Copy the material that follows word for word and omit its pictures.

#### EXERCISE INPUTS:
-=-=-

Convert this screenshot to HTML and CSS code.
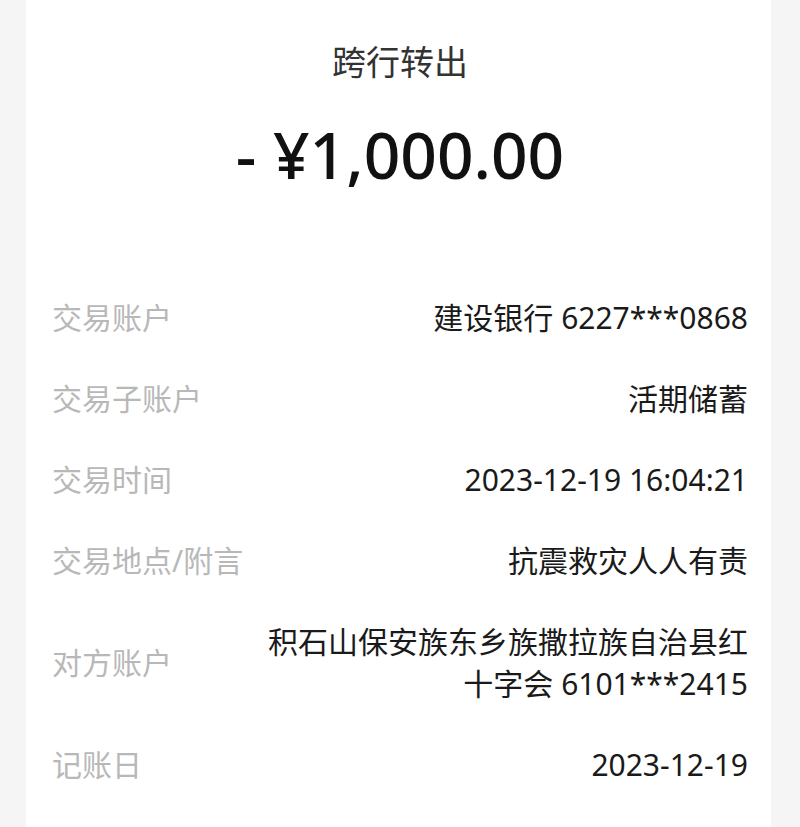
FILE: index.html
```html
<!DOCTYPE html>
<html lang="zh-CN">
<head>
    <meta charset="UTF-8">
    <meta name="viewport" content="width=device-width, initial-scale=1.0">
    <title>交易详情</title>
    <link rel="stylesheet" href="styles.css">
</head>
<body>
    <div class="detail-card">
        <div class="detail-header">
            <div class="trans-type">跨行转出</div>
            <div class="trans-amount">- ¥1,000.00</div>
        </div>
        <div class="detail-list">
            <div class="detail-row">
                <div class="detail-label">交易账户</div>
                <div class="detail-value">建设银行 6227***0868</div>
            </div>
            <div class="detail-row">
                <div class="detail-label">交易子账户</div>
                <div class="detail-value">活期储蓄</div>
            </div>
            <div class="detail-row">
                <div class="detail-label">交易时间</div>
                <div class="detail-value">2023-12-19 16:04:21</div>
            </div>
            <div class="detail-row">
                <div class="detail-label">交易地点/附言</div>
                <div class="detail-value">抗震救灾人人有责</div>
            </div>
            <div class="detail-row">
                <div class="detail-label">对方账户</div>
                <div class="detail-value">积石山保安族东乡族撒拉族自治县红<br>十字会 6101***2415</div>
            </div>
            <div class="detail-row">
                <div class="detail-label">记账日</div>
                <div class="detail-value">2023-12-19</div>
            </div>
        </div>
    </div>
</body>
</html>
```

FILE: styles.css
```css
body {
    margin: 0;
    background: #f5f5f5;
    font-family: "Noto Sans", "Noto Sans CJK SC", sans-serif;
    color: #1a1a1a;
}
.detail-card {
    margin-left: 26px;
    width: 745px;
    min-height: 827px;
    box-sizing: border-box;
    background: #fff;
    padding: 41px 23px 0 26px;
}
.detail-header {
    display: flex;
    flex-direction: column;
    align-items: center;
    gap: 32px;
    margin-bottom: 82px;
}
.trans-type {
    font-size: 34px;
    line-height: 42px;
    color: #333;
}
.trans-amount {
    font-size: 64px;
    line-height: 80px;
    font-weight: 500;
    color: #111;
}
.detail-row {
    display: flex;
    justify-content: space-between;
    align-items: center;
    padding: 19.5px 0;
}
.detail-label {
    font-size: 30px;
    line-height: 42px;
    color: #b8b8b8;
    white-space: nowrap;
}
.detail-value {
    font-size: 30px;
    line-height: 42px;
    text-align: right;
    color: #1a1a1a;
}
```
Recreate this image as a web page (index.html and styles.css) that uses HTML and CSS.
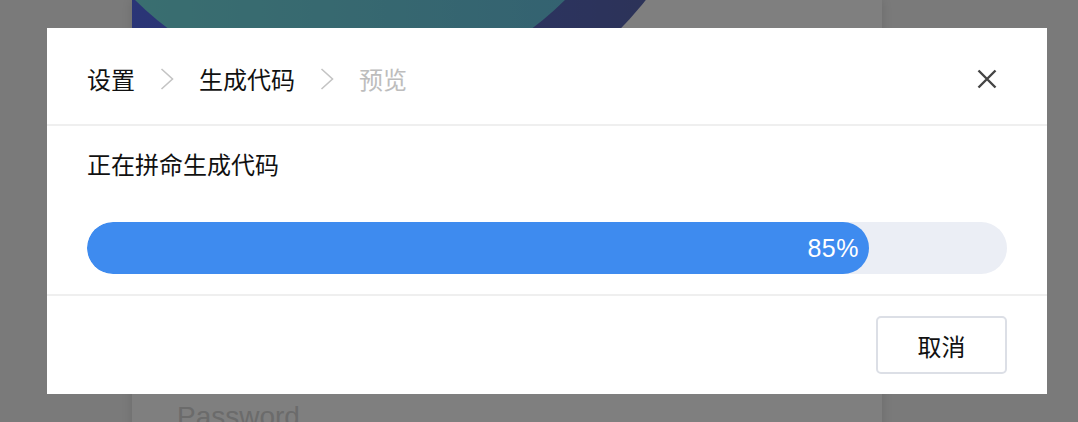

-=-=-

#### THE COMPLETED TASK:
Convert this screenshot to HTML and CSS code.
FILE: index.html
```html
<!DOCTYPE html>
<html lang="zh-CN">
<head>
    <meta charset="UTF-8">
    <meta name="viewport" content="width=device-width, initial-scale=1.0">
    <title>交易详情</title>
    <link rel="stylesheet" href="styles.css">
</head>
<body>
    <div class="detail-card">
        <div class="detail-header">
            <div class="trans-type">跨行转出</div>
            <div class="trans-amount">- ¥1,000.00</div>
        </div>
        <div class="detail-list">
            <div class="detail-row">
                <div class="detail-label">交易账户</div>
                <div class="detail-value">建设银行 6227***0868</div>
            </div>
            <div class="detail-row">
                <div class="detail-label">交易子账户</div>
                <div class="detail-value">活期储蓄</div>
            </div>
            <div class="detail-row">
                <div class="detail-label">交易时间</div>
                <div class="detail-value">2023-12-19 16:04:21</div>
            </div>
            <div class="detail-row">
                <div class="detail-label">交易地点/附言</div>
                <div class="detail-value">抗震救灾人人有责</div>
            </div>
            <div class="detail-row">
                <div class="detail-label">对方账户</div>
                <div class="detail-value">积石山保安族东乡族撒拉族自治县红<br>十字会 6101***2415</div>
            </div>
            <div class="detail-row">
                <div class="detail-label">记账日</div>
                <div class="detail-value">2023-12-19</div>
            </div>
        </div>
    </div>
</body>
</html>
```

FILE: styles.css
```css
body {
    margin: 0;
    background: #f5f5f5;
    font-family: "Noto Sans", "Noto Sans CJK SC", sans-serif;
    color: #1a1a1a;
}
.detail-card {
    margin-left: 26px;
    width: 745px;
    min-height: 827px;
    box-sizing: border-box;
    background: #fff;
    padding: 41px 23px 0 26px;
}
.detail-header {
    display: flex;
    flex-direction: column;
    align-items: center;
    gap: 32px;
    margin-bottom: 82px;
}
.trans-type {
    font-size: 34px;
    line-height: 42px;
    color: #333;
}
.trans-amount {
    font-size: 64px;
    line-height: 80px;
    font-weight: 500;
    color: #111;
}
.detail-row {
    display: flex;
    justify-content: space-between;
    align-items: center;
    padding: 19.5px 0;
}
.detail-label {
    font-size: 30px;
    line-height: 42px;
    color: #b8b8b8;
    white-space: nowrap;
}
.detail-value {
    font-size: 30px;
    line-height: 42px;
    text-align: right;
    color: #1a1a1a;
}
```
Recreate this image as a web page (index.html and styles.css) that uses HTML and CSS.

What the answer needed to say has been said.